Everything from the line containing "Rebuild this screenshot" through the line containing "w-[503px] rounded-[18px] border-[8px]" must be written out exactly, and nothing more; leave any pictures out.

[Entries taken from a collection]
⁂

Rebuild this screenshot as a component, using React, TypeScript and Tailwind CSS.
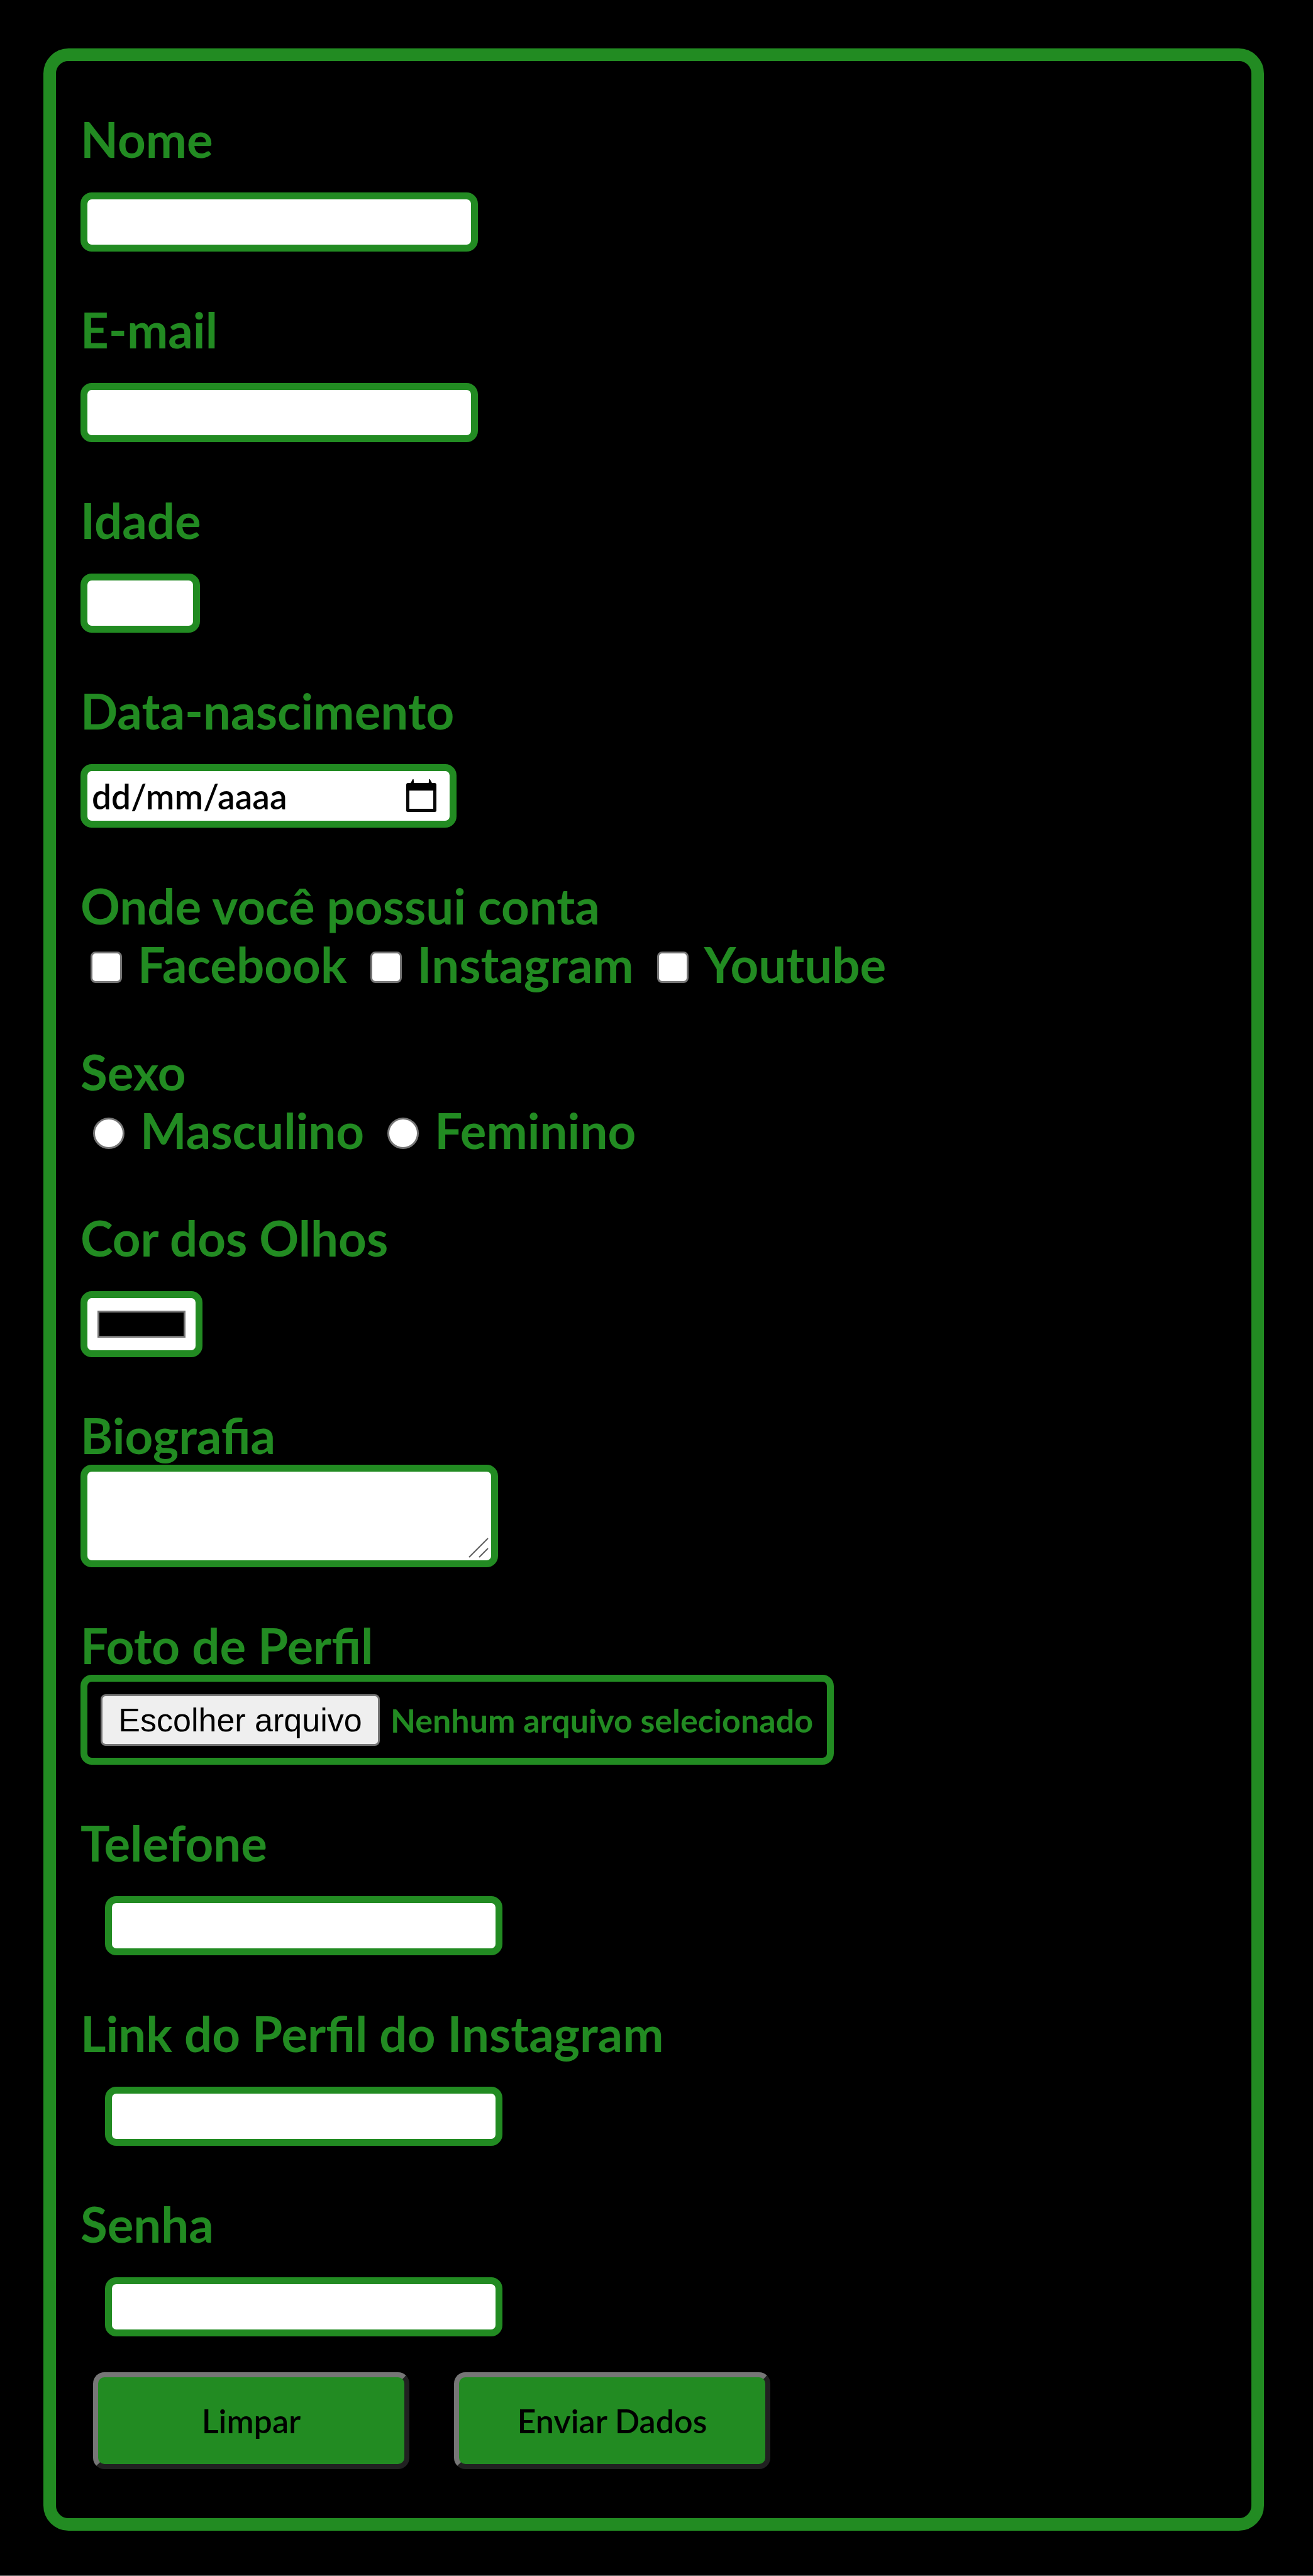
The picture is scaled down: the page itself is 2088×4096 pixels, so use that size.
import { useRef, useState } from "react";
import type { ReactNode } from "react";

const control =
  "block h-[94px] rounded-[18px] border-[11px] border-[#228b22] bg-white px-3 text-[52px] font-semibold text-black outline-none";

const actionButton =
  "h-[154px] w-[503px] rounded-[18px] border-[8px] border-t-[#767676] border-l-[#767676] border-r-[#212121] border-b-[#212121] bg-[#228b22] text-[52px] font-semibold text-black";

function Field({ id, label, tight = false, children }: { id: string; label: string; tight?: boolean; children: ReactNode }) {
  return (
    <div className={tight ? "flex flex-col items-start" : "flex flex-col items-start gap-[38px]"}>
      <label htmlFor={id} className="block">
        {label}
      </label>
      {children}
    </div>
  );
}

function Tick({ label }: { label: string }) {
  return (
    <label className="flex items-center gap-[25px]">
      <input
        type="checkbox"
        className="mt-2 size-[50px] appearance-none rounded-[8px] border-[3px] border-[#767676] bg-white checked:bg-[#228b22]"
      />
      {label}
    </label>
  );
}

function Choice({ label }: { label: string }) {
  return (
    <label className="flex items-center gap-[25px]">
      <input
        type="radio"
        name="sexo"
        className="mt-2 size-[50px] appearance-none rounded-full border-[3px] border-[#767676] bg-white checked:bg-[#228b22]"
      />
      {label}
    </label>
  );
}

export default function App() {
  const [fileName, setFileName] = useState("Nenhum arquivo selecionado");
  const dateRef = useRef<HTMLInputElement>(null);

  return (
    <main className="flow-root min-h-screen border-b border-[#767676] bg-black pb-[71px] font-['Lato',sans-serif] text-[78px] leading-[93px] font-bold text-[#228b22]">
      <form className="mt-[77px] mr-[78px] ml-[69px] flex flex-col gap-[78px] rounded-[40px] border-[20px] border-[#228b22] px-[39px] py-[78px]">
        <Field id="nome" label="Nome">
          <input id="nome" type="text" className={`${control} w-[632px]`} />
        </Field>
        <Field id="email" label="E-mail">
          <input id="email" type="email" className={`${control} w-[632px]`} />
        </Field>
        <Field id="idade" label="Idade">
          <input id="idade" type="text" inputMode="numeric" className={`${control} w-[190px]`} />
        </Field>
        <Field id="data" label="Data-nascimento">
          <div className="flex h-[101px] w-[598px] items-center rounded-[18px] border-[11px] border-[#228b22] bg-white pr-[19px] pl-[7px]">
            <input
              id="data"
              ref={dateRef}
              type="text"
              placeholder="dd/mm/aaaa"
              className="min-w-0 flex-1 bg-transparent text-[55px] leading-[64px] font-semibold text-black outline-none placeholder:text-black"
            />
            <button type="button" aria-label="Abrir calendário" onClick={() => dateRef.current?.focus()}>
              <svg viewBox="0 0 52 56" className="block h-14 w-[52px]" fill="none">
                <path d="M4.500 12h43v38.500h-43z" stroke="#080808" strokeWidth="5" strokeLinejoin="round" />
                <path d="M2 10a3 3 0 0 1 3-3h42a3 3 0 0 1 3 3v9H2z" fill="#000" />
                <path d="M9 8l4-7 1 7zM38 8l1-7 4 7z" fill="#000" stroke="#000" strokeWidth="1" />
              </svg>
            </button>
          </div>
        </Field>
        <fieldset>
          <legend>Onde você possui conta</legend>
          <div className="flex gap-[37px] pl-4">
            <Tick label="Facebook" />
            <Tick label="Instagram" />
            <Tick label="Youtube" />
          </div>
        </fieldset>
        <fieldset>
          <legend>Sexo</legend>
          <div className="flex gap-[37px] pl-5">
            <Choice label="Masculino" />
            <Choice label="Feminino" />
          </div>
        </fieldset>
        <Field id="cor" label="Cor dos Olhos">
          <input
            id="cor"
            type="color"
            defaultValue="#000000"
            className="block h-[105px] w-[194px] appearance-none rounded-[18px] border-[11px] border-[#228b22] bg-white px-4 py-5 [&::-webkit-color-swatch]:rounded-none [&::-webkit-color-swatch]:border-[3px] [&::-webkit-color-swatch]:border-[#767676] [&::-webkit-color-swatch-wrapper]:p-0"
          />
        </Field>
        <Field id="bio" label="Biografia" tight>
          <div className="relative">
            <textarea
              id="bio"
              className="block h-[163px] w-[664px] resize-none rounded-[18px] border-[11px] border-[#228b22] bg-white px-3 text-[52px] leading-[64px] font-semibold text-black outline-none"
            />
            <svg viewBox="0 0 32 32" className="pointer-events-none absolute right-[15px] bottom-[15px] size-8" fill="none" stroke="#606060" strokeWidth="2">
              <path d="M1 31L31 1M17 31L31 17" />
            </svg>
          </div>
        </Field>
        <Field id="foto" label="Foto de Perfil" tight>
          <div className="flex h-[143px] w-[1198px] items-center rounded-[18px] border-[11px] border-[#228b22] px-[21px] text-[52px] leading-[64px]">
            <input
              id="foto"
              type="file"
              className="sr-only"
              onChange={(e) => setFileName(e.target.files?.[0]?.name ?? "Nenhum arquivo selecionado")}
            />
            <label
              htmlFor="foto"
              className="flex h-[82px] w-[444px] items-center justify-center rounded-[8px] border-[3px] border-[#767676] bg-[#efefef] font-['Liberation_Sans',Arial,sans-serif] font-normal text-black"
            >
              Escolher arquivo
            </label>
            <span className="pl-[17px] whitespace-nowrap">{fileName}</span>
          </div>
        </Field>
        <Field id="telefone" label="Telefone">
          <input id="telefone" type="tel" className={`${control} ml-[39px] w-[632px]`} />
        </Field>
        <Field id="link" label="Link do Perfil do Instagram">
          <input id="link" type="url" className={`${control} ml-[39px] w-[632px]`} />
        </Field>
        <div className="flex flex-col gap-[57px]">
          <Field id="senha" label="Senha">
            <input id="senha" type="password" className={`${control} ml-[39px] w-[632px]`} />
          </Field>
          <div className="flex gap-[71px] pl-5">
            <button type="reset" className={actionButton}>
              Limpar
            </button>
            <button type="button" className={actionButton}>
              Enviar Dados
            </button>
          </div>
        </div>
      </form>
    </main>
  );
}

⁂

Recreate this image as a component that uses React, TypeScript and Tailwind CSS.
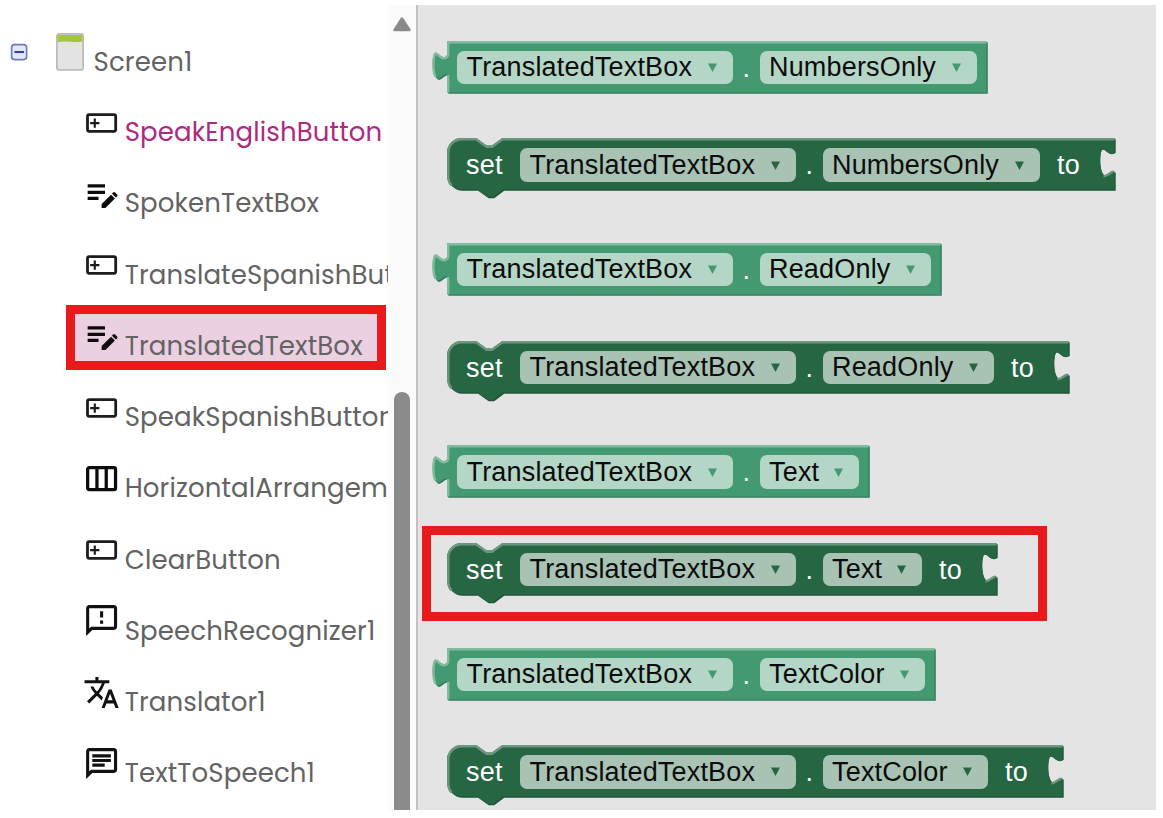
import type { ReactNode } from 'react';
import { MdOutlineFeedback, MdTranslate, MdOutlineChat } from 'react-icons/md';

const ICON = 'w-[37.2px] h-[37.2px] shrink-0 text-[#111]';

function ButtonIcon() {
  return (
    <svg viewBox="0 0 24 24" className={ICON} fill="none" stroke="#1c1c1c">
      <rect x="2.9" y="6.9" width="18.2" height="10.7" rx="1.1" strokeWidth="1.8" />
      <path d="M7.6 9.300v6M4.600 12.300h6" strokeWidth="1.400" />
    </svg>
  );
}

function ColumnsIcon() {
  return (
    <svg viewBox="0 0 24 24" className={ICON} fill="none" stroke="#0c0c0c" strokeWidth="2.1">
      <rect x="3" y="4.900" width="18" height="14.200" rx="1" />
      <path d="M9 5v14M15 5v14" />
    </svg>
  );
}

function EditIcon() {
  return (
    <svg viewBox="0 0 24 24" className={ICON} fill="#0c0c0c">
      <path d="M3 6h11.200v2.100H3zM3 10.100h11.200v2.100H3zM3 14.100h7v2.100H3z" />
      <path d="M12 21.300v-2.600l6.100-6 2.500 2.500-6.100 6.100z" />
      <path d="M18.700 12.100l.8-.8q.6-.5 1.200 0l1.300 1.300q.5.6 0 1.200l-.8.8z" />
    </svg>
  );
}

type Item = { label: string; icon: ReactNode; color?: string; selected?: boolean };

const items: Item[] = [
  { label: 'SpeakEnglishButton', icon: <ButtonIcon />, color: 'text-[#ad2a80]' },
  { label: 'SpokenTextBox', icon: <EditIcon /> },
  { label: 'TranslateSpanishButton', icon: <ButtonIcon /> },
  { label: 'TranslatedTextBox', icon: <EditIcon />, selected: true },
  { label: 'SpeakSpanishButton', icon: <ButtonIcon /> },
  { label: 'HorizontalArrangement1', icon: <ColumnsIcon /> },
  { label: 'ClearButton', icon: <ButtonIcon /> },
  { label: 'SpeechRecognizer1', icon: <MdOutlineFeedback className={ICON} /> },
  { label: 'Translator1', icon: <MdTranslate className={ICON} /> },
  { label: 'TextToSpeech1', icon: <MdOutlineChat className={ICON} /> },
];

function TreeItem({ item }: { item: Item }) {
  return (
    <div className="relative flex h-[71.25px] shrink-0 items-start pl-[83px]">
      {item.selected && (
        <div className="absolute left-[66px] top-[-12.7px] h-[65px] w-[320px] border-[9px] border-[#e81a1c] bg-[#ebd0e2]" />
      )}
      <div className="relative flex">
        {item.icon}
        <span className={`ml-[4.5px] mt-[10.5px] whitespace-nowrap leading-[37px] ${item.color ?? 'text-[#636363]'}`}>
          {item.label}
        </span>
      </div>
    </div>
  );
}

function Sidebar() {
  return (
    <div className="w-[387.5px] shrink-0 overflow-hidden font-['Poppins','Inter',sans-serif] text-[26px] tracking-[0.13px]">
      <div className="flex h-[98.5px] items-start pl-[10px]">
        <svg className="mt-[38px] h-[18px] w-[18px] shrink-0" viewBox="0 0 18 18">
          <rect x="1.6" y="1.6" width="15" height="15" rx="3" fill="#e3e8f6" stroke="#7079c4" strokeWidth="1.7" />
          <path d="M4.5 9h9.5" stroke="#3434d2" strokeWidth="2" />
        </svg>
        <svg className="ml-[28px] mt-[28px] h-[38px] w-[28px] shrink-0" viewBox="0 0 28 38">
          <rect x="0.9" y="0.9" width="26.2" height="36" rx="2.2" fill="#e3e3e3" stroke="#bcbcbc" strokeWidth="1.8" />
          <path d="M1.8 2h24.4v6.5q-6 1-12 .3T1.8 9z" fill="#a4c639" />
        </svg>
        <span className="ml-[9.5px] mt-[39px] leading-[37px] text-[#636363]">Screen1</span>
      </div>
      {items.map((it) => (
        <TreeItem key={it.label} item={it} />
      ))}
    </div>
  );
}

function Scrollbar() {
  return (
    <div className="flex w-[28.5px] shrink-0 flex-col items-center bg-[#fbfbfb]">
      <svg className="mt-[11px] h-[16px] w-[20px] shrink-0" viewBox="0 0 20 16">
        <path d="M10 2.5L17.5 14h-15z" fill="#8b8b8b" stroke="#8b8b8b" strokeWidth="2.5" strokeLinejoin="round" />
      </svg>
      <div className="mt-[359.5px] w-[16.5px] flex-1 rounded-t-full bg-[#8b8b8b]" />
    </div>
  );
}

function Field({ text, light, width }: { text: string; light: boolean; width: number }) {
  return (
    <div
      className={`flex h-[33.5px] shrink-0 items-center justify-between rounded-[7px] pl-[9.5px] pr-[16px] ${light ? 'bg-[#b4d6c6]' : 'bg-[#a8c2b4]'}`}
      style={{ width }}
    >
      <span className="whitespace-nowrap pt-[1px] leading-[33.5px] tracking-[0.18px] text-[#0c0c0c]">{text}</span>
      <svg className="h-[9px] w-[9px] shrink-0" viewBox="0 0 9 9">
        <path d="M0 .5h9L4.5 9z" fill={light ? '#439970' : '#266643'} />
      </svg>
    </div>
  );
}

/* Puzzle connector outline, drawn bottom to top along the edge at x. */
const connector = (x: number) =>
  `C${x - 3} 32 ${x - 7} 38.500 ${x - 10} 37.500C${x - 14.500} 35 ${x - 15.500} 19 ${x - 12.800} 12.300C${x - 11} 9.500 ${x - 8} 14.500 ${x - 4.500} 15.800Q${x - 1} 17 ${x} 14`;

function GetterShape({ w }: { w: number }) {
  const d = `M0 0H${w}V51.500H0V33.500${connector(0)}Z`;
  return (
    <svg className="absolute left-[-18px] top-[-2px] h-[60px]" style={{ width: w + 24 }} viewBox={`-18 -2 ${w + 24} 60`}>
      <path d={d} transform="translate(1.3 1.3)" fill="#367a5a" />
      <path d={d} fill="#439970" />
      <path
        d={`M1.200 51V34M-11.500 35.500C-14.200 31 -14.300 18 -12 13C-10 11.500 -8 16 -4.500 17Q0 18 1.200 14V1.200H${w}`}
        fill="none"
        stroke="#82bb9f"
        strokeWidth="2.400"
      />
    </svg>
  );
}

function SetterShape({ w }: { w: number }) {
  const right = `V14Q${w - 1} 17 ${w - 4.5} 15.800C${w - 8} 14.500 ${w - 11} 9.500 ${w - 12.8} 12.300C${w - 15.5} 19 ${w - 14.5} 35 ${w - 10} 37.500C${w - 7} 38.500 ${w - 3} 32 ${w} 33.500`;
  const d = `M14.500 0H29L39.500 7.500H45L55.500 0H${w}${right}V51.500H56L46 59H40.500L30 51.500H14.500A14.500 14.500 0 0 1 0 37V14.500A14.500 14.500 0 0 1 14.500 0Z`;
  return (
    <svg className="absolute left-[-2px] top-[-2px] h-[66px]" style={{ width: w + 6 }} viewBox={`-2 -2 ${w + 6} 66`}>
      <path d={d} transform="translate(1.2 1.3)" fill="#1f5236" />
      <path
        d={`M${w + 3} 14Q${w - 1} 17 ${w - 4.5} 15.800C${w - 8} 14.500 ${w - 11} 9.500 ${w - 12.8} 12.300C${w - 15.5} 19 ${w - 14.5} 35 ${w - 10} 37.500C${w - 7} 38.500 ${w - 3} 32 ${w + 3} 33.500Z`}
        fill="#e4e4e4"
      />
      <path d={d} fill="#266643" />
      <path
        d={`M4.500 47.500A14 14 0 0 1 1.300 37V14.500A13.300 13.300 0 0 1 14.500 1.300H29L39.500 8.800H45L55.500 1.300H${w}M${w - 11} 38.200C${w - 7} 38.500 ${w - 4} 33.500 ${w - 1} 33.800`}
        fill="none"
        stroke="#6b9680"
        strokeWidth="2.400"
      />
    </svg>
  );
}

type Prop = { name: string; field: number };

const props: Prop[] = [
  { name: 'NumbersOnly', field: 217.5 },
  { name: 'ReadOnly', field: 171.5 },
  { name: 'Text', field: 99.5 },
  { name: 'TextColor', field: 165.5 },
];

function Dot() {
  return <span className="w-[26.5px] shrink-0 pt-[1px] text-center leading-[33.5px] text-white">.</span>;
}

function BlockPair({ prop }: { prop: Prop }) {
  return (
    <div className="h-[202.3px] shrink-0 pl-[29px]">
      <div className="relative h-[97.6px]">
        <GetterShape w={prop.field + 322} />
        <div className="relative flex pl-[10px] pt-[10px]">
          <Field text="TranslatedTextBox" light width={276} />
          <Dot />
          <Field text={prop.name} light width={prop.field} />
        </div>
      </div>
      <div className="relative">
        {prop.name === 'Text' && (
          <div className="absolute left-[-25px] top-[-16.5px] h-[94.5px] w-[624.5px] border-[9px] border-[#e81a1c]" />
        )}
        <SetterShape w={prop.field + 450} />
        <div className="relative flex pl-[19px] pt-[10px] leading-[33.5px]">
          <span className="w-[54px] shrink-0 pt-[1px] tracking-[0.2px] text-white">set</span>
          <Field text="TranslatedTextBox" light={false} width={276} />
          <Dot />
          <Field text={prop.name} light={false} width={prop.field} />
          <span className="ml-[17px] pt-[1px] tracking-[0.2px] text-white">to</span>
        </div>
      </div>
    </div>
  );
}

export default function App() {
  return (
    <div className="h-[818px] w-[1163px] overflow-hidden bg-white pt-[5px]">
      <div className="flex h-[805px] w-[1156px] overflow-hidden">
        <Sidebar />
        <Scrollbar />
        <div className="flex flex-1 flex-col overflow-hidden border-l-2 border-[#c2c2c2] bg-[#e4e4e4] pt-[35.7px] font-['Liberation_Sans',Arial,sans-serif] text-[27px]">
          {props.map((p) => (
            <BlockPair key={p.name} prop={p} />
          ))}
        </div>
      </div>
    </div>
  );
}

⁂

### Exercise output
Rebuild this screenshot as a component, using React, TypeScript and Tailwind CSS.
The picture is scaled down: the page itself is 2088×4096 pixels, so use that size.
import { useRef, useState } from "react";
import type { ReactNode } from "react";

const control =
  "block h-[94px] rounded-[18px] border-[11px] border-[#228b22] bg-white px-3 text-[52px] font-semibold text-black outline-none";

const actionButton =
  "h-[154px] w-[503px] rounded-[18px] border-[8px] border-t-[#767676] border-l-[#767676] border-r-[#212121] border-b-[#212121] bg-[#228b22] text-[52px] font-semibold text-black";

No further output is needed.